=== Written problem ===
In the listing below, find every line containing "styles" and copy it out.

## Start Data records

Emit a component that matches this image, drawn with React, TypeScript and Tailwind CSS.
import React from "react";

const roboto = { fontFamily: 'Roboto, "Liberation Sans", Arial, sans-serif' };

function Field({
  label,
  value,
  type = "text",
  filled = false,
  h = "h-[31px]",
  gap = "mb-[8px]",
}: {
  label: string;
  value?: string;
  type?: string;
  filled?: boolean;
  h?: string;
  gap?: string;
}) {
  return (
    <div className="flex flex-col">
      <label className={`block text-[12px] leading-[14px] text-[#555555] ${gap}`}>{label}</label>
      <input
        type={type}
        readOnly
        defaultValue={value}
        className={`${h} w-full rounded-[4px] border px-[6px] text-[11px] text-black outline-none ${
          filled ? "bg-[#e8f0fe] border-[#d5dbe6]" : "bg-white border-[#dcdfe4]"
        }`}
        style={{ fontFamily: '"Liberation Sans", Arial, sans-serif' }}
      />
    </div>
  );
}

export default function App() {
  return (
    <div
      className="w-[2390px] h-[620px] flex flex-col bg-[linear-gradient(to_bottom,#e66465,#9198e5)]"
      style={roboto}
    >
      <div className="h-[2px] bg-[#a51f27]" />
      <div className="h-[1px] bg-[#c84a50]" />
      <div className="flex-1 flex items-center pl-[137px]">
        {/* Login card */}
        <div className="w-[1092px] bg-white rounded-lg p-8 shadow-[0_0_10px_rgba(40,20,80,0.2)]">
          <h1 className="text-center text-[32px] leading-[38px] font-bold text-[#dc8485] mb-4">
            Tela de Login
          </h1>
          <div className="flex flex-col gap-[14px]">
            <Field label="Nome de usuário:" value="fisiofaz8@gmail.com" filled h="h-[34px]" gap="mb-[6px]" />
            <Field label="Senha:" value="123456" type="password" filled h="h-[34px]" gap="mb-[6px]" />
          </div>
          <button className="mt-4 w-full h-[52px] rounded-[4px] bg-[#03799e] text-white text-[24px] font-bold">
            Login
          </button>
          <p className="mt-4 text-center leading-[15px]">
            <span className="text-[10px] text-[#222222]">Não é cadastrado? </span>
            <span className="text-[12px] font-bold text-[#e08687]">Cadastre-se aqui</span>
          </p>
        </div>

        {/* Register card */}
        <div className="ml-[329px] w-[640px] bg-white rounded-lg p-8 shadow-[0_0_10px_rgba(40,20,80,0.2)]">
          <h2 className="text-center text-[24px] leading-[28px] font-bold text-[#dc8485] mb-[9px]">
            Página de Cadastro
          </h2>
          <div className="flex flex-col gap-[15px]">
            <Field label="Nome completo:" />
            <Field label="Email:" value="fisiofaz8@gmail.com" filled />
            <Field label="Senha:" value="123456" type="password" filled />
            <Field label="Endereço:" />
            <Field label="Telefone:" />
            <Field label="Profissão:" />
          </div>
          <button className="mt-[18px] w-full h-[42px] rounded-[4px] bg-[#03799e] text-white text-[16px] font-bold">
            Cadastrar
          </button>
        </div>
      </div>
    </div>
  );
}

## End Data records
## Start Data records

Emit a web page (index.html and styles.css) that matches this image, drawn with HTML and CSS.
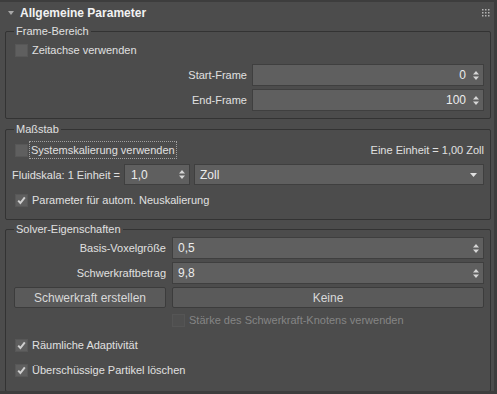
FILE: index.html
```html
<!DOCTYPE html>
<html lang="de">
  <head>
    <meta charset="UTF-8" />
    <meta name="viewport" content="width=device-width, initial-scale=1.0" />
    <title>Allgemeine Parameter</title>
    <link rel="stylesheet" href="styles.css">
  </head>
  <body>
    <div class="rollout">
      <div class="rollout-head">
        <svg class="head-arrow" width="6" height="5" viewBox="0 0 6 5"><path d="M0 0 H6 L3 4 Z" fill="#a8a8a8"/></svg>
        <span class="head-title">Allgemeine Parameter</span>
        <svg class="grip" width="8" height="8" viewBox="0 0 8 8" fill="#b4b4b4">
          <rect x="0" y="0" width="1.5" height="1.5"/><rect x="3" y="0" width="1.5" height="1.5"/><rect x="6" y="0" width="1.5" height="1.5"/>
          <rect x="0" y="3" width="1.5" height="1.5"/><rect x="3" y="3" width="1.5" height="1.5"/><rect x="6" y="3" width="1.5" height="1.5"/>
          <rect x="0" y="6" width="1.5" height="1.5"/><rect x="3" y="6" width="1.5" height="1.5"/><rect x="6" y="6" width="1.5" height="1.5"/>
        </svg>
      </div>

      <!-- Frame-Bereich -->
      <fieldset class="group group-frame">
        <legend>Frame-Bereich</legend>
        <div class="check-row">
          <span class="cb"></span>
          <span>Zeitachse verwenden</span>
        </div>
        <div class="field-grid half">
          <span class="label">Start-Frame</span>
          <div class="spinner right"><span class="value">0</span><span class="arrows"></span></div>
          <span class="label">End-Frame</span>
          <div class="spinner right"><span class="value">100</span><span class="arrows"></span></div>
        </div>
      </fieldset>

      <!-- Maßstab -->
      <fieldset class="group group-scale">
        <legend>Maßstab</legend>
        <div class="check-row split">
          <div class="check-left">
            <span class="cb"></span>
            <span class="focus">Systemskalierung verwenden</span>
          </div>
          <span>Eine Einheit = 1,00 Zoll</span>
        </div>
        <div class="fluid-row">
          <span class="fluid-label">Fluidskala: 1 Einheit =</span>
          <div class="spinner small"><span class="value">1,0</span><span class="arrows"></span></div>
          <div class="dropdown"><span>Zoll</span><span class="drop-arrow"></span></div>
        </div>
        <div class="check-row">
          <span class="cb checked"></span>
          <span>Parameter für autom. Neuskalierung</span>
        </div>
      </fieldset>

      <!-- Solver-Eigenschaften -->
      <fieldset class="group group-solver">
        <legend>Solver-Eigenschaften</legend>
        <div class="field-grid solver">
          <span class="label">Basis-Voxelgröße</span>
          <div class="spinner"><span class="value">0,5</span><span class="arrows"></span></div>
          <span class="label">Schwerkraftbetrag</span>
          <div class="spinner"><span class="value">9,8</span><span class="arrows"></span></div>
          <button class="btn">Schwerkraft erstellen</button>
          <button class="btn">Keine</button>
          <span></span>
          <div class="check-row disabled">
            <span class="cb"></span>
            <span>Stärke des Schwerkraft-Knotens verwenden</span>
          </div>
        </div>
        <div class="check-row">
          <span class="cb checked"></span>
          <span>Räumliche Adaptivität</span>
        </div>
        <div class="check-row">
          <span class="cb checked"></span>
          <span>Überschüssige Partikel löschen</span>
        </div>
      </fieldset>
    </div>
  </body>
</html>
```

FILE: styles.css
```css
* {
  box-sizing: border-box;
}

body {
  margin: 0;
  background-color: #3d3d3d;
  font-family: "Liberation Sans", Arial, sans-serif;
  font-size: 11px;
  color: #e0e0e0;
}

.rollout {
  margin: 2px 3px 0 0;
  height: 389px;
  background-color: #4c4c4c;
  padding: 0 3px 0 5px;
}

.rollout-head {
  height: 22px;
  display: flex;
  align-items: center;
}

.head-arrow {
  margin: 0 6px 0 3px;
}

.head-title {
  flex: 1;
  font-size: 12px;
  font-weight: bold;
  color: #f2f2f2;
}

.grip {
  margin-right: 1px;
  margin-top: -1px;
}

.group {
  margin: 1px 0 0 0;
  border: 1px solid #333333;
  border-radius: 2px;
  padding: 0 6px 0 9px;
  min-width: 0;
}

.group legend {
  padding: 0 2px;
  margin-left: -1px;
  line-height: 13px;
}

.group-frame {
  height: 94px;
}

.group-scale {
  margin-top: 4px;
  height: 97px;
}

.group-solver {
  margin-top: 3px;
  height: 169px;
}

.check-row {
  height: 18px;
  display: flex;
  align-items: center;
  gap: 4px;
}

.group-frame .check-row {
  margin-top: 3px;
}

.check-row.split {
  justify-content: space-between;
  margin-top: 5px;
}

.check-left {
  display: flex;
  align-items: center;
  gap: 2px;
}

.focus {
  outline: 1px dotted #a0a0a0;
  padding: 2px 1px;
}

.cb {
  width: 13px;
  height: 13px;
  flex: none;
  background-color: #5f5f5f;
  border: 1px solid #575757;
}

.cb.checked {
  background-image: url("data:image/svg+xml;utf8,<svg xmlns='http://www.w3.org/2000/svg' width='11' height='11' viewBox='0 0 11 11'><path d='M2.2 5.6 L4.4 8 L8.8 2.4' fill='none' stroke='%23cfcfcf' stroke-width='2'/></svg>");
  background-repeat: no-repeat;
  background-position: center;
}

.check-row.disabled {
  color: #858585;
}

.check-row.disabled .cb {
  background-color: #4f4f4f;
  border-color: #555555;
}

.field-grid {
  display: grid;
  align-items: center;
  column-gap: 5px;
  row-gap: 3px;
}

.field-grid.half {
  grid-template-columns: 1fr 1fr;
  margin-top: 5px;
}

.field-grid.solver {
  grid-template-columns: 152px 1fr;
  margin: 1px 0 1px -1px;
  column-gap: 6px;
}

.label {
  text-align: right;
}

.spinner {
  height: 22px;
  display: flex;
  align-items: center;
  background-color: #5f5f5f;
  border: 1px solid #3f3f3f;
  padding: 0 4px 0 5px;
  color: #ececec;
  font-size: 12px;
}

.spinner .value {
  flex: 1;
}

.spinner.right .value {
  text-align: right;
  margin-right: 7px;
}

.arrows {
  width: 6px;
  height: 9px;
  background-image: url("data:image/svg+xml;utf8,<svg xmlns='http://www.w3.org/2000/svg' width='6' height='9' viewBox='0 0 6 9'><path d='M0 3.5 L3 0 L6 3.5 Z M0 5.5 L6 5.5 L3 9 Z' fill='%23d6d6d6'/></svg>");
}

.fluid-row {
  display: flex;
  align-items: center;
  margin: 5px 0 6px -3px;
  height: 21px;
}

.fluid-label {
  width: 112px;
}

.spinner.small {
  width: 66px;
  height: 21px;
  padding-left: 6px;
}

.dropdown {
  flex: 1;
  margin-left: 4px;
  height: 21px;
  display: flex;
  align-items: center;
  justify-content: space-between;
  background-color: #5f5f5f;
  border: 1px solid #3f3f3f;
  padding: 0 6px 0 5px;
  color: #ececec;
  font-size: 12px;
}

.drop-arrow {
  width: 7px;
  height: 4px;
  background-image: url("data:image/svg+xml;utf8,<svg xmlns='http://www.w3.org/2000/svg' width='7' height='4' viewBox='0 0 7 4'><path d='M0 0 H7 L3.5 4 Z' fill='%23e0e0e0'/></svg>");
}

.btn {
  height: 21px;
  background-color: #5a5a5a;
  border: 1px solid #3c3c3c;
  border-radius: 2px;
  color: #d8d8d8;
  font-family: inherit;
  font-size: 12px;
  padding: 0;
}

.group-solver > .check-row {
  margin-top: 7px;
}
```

## End Data records
## Start Data records

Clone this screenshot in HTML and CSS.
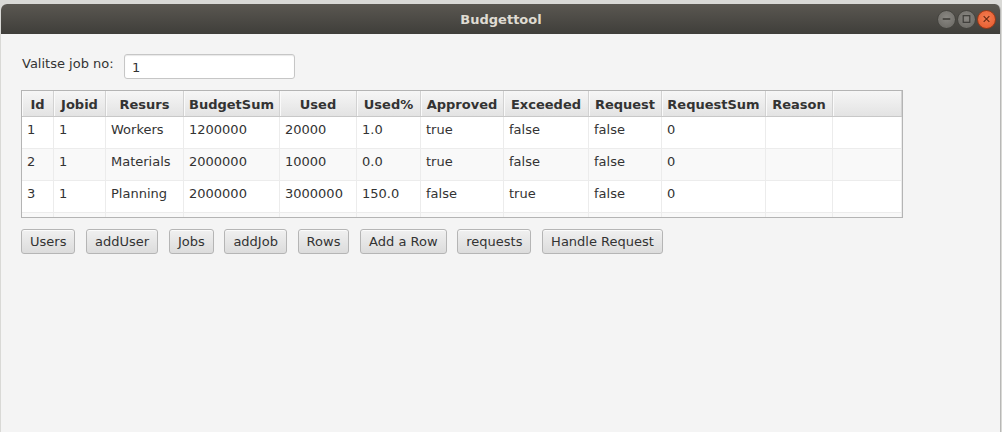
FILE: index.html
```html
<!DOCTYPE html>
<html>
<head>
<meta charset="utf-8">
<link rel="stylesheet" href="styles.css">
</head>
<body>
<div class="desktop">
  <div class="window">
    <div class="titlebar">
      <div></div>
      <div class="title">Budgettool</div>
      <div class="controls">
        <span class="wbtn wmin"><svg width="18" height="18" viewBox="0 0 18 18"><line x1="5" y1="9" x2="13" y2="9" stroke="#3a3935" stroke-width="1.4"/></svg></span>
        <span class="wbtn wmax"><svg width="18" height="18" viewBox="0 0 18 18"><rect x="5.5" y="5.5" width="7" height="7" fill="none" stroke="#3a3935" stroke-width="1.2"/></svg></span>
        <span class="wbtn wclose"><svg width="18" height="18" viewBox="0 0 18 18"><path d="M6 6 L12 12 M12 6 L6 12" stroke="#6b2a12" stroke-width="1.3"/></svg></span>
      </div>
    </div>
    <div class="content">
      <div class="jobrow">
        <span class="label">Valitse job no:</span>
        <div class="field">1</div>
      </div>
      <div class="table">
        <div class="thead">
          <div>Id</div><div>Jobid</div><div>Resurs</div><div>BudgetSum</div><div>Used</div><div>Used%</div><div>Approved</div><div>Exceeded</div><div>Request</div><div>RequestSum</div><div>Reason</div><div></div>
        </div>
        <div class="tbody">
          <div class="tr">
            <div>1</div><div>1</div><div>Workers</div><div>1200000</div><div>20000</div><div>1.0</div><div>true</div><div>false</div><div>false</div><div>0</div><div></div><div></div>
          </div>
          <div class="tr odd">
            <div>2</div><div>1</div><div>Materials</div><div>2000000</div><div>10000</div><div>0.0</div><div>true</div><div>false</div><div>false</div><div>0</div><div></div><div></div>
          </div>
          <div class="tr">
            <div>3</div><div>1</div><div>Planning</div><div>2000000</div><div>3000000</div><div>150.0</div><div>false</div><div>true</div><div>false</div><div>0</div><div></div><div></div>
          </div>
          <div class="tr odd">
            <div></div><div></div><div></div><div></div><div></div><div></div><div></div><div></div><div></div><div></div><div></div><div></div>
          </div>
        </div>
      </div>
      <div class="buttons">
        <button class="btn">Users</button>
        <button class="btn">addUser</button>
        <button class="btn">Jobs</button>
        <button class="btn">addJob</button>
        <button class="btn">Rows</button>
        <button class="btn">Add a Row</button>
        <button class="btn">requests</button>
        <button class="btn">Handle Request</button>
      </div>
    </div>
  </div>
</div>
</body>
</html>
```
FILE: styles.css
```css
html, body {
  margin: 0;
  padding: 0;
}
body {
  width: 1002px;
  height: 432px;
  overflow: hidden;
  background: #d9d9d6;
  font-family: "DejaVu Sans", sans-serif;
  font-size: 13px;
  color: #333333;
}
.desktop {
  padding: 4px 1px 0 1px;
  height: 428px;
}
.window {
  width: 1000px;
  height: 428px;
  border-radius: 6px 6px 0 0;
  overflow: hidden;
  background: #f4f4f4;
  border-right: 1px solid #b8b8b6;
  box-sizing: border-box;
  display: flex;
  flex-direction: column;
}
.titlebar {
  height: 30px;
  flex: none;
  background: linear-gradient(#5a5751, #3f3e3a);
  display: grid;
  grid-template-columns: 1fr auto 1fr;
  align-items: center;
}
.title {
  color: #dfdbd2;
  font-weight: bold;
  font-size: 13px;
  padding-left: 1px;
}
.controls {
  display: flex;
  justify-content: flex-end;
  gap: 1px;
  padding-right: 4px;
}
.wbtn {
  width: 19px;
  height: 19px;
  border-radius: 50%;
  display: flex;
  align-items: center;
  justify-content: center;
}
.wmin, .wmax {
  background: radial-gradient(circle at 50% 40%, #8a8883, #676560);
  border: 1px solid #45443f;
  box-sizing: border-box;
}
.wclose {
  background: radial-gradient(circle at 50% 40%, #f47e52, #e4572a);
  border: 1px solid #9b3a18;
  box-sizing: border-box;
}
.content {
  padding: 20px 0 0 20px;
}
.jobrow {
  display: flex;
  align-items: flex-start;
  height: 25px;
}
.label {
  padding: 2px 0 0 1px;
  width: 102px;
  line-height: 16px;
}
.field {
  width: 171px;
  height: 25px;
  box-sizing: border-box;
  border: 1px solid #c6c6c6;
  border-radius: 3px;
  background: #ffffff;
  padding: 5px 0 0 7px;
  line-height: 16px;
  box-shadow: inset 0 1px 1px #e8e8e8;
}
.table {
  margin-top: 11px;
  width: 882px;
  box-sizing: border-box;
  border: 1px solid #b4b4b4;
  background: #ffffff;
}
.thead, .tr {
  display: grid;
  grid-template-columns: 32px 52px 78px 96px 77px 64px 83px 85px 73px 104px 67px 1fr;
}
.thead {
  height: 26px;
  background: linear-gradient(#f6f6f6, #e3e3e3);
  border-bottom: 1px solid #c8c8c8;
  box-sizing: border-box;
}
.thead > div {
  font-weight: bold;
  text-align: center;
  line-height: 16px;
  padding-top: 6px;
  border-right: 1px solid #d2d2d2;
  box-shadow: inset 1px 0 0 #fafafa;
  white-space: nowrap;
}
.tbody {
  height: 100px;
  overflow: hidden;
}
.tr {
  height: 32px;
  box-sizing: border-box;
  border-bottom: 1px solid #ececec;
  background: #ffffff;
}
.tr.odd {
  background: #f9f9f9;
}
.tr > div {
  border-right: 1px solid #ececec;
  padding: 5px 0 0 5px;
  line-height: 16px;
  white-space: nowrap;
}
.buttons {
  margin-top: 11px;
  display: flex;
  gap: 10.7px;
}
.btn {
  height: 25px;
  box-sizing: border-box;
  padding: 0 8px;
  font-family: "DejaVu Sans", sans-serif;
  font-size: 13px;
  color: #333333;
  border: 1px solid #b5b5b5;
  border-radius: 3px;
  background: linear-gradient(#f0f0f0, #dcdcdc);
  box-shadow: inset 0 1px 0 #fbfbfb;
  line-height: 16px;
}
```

## End Data records

=== Response ===
Emit a web page (index.html and styles.css) that matches this image, drawn with HTML and CSS.
    <link rel="stylesheet" href="styles.css">
FILE: styles.css
<link rel="stylesheet" href="styles.css">
FILE: styles.css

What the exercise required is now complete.